My dad kept all kinds of records: he maintained numerous clippings from the NYS Conservation magazine, and kept a journal detailing the weather as well as other odd entries. I lost one of the journals, probably the second one, whilst moving from Branson back to Chateaugay Lake, but I have all of the others, and someday will transcribe them to this history.
His scrapbook consisted mainly of historical clippings, as well as items about cousins and neighbors. Because it was so interesting, I began scanning the photos he’d collected as well as transcribing the historical texts, and uploaded a lot of this material to a website in 1998.
That website seems to be rather popular, based on the number of hits it receives. Also, it seems as though everybody and their brother now links to it, including Wikipedia.

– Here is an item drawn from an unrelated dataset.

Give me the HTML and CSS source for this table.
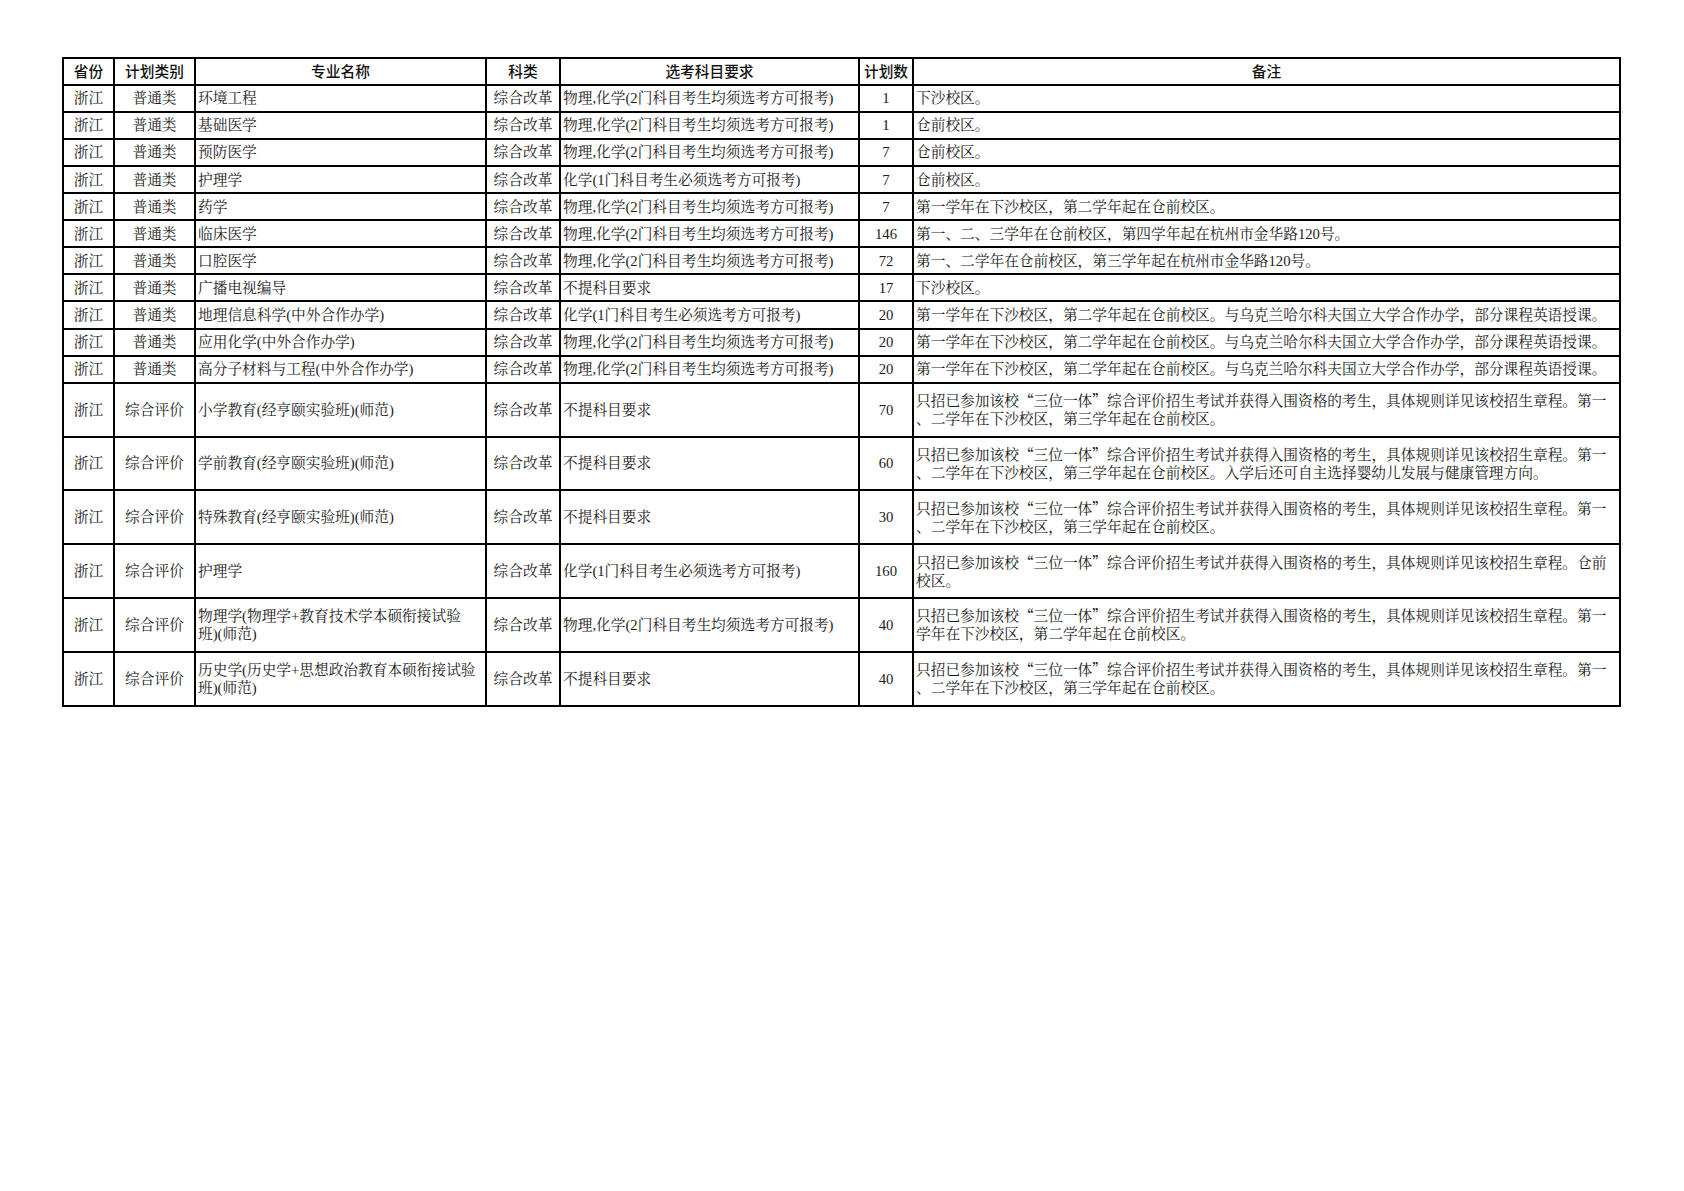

Therefore, although my site is in need of an overhaul and redesign, because these other people have linked not to my index page, but to subdirectories, something that really isn’t the best idea, I’m now more or less forced to maintain those pages that have links to the various articles.
However, I’ve decided to move the individual articles and photos to a blog format. For one thing, I dislike the ads that are now on the original site. Another reason, is that the blogs offer somewhat of a more open format, but what I really like is the fact that other people can leave comments on the various articles that I post. In this way, I hope that others will read, and perhaps even contribute to our history.